Ah good old Dave has said he'll give the country a referendum on whether we should leave the EU or not. Yay everyone get ready to vote... or not because this referendum isn't going to be held now or even in the near future it's going to be held sometime in the next Parliament in 2017 only after the discussions have taken place as to the UK's role in the EU and, of course, only if the Conservatives win the next election. Oh and presumably only if Cameron remains Prime Minster and nothing has happened in the four years between his promise and the event itself; or if they just decide not to bother.


This announcement is also likely to be the cue for multiple 'The first time the UK has voted on EU membership in nearly 40 years' statements. All of which would be wrong as we've never voted to join the EU. In 1975 we voted to join the European Economic Community (Common Market) which, as the name explicitly makes clear, was an economic organisation not a political one. We were signed up for the European Union in 1992 by a Conservative government under John Major which added the UK to the other two pillars of the EU structure (Justice and Home Affairs, and the Common Foreign and Security Policy).

I think it's important to make this distinction as I was watching the BBC this morning discussing the ramifications of the UK leaving the EU and every single point they made regarded trade. You know the thing we actually signed up for before the Conservatives handed over a whole bunch of powers to a barely accountable body.

Now I'm not saying membership is wrong; a lot of good has come out of the rules, and I'm not saying it's good as if you think the UK Parliament has been getting away with profligate spending the EU system makes them look like amateurs given that the auditors have failed to give the EU a clean bill of health since it first formed in 1992!
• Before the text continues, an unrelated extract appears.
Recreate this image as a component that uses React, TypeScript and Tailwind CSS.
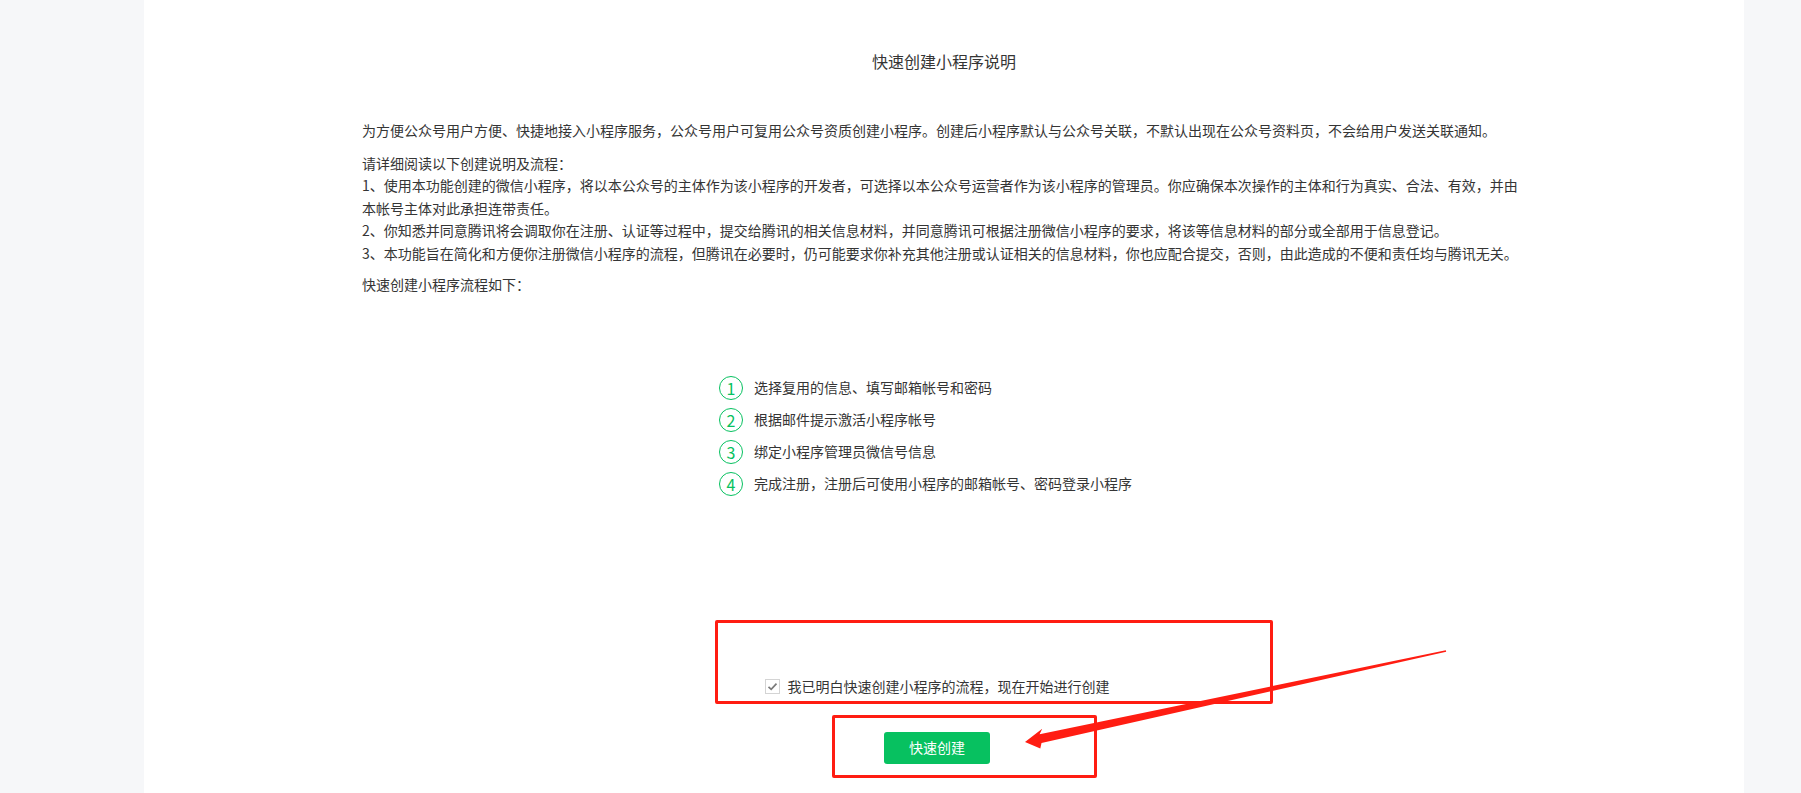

If we look at the EU as a business proposition the choice is simple - run! Run as fast as we can from an organisation that we would pump money into with zero profit; that seems to be haemorrhaging money, and can't keep track of its finances. But that would be a simplistic view.
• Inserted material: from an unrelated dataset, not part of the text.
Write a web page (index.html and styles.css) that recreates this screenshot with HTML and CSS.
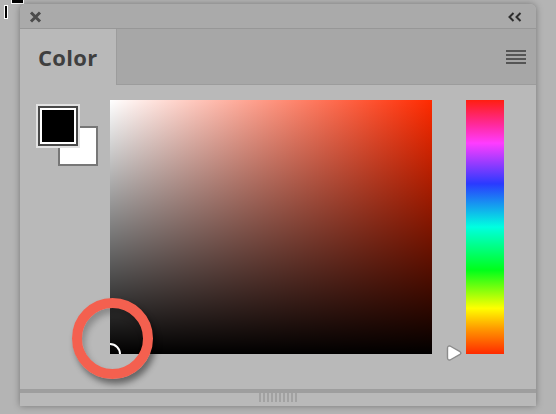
FILE: index.html
```html
<!DOCTYPE html>
<html lang="en">
<head>
    <meta charset="UTF-8">
    <meta name="viewport" content="width=device-width, initial-scale=1.0">
    <title>Color</title>
    <link rel="stylesheet" href="styles.css">
</head>
<body>
    <div class="cursor"><span class="cursor-bar"></span><span class="cursor-beam"></span></div>

    <div class="panel">
        <div class="titlebar">
            <svg class="close" width="13" height="12" viewBox="0 0 13 12">
                <path d="M2 1.5 L11 10.5 M11 1.5 L2 10.5" stroke="#4b4b4b" stroke-width="3" fill="none"/>
            </svg>
            <svg class="collapse" width="14" height="10" viewBox="0 0 14 10">
                <path d="M5.5 1 L1.5 5 L5.5 9 M12.5 1 L8.5 5 L12.5 9" stroke="#2e2e2e" stroke-width="2" fill="none"/>
            </svg>
        </div>

        <div class="tabs">
            <div class="tab">Color</div>
            <div class="tab-rest">
                <div class="menu"><span></span><span></span><span></span><span></span></div>
            </div>
        </div>

        <div class="content">
            <div class="swatches">
                <div class="swatch-fg"></div>
                <div class="swatch-bg"></div>
            </div>
            <div class="field">
                <div class="picker"></div>
            </div>
            <div class="hue-wrap">
                <div class="hue"></div>
                <svg class="hue-thumb" width="17" height="18" viewBox="0 0 17 18">
                    <path d="M4 2 Q1.5 1.5 1.5 4.5 L1.5 13.5 Q1.5 16.5 4 16 L14 10.3 Q15.8 9 14 7.7 Z" fill="#fff" stroke="#8c8c8c" stroke-width="1.4" stroke-linejoin="round"/>
                </svg>
            </div>
        </div>

        <div class="footer">
            <div class="grip"><span></span><span></span><span></span><span></span><span></span><span></span><span></span><span></span><span></span><span></span></div>
        </div>

        <!-- highlight ring drawn over the field corner -->
        <div class="ring"></div>
    </div>
</body>
</html>
```

FILE: styles.css
```css
body { margin: 0; background-color: #b4b4b4; font-family: "Open Sans", "DejaVu Sans", sans-serif; width: 556px; height: 414px; overflow: hidden; position: relative; }

.cursor { position: absolute; left: 3px; top: 0; }
.cursor-bar { position: absolute; left: 8px; top: 0; width: 11px; height: 3px; background: #000; border: 1px solid #fff; border-top: none; }
.cursor-beam { position: absolute; left: 1px; top: 5px; width: 2px; height: 12px; background: #000; border: 1px solid #fff; }

.panel { position: relative; margin: 4px 0 0 20px; width: 516px; height: 402px; display: flex; flex-direction: column; background-color: #b9b9b9; border-radius: 6px 6px 0 0; box-shadow: 0 0 7px rgba(0, 0, 0, 0.35); }

.titlebar { height: 24px; flex: none; display: flex; align-items: center; justify-content: space-between; padding: 0 14px 0 9px; background-color: #aaaaaa; border-bottom: 1px solid #979797; border-radius: 6px 6px 0 0; }
.close { margin-top: 1px; }
.collapse { margin-top: 1px; }

.tabs { height: 56px; flex: none; display: flex; background-color: #a7a7a7; }
.tab { width: 78px; padding-left: 18px; background-color: #b9b9b9; font-size: 22px; font-weight: 700; color: #3f3f3f; line-height: 56px; letter-spacing: 0.3px; }
.tab-rest { flex: 1; display: flex; justify-content: flex-end; align-items: center; border-left: 1px solid #9c9c9c; border-bottom: 1px solid #9c9c9c; padding-right: 10px; }
.menu { display: flex; flex-direction: column; gap: 2px; margin-top: 1px; }
.menu span { display: block; width: 20px; height: 2px; background: #555; }

.content { flex: 1; display: flex; padding: 15px 0 0 16px; }

.swatches { position: relative; width: 74px; flex: none; padding-top: 4px; }
.swatch-bg { position: absolute; left: 22px; top: 26px; width: 36px; height: 36px; background: #fff; border: 2px solid #777; }
.swatch-fg { position: relative; z-index: 1; width: 32px; height: 32px; background: #000; border: 2px solid #fff; box-shadow: 0 0 0 2px #484848, 0 0 0 4px #e2e2e2; margin: 4px; }

.field { position: relative; width: 322px; height: 254px; flex: none; overflow: hidden;
    background: linear-gradient(to bottom, rgba(0, 0, 0, 0), #000), linear-gradient(to right, #fff, rgba(255, 255, 255, 0)), #ff2a00; }
.picker { position: absolute; left: -11px; bottom: -11px; width: 18px; height: 18px; border: 2px solid #fff; border-radius: 50%; }

.hue-wrap { position: relative; margin-left: 34px; }
.hue { width: 38px; height: 254px; background: linear-gradient(to bottom, #ff1e10 0%, #ff2aa0 10%, #ff3cff 17%, #2a3aff 33%, #00ffe0 50%, #00ff1a 67%, #ffff00 82%, #ff9a00 90%, #ff2a00 100%); }
.hue-thumb { position: absolute; left: -20px; top: 244px; }

.footer { height: 13px; flex: none; border-top: 4px solid #9e9e9e; display: flex; justify-content: center; background-color: #b9b9b9; }
.grip { display: flex; gap: 2px; }
.grip span { width: 2px; height: 9px; background: #a2a2a2; }

.ring { position: absolute; left: 52px; top: 294px; width: 61px; height: 61px; border: 10px solid #f4604f; border-radius: 50%; box-shadow: 3px 5px 6px rgba(0, 0, 0, 0.45), inset 3px 5px 6px rgba(0, 0, 0, 0.25); }
```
The EU to an extent is a progressive organisation and as such various laws, rights etc. have been codified that our more conservative Parties would still be umming and arring over. They're not perfect and they have so many loopholes in them they're more akin to a string vest, but it's a start.

As such any renegotiations that are carried out should not be based along the lines of "We want more power/money" which appears to be the blinkered view of many on the right, but more accountability. The EU spreads money around in the same way that the UK does in terms of health care and welfare, but we have far more systems in place to ensure that it's not being funnelled off into someone's pockets - that's what the EU requires; that's what the current government needs to be championing. If we're going to keep handing over money and getting little in return we need to know that money is being spent where it's supposed to be spent.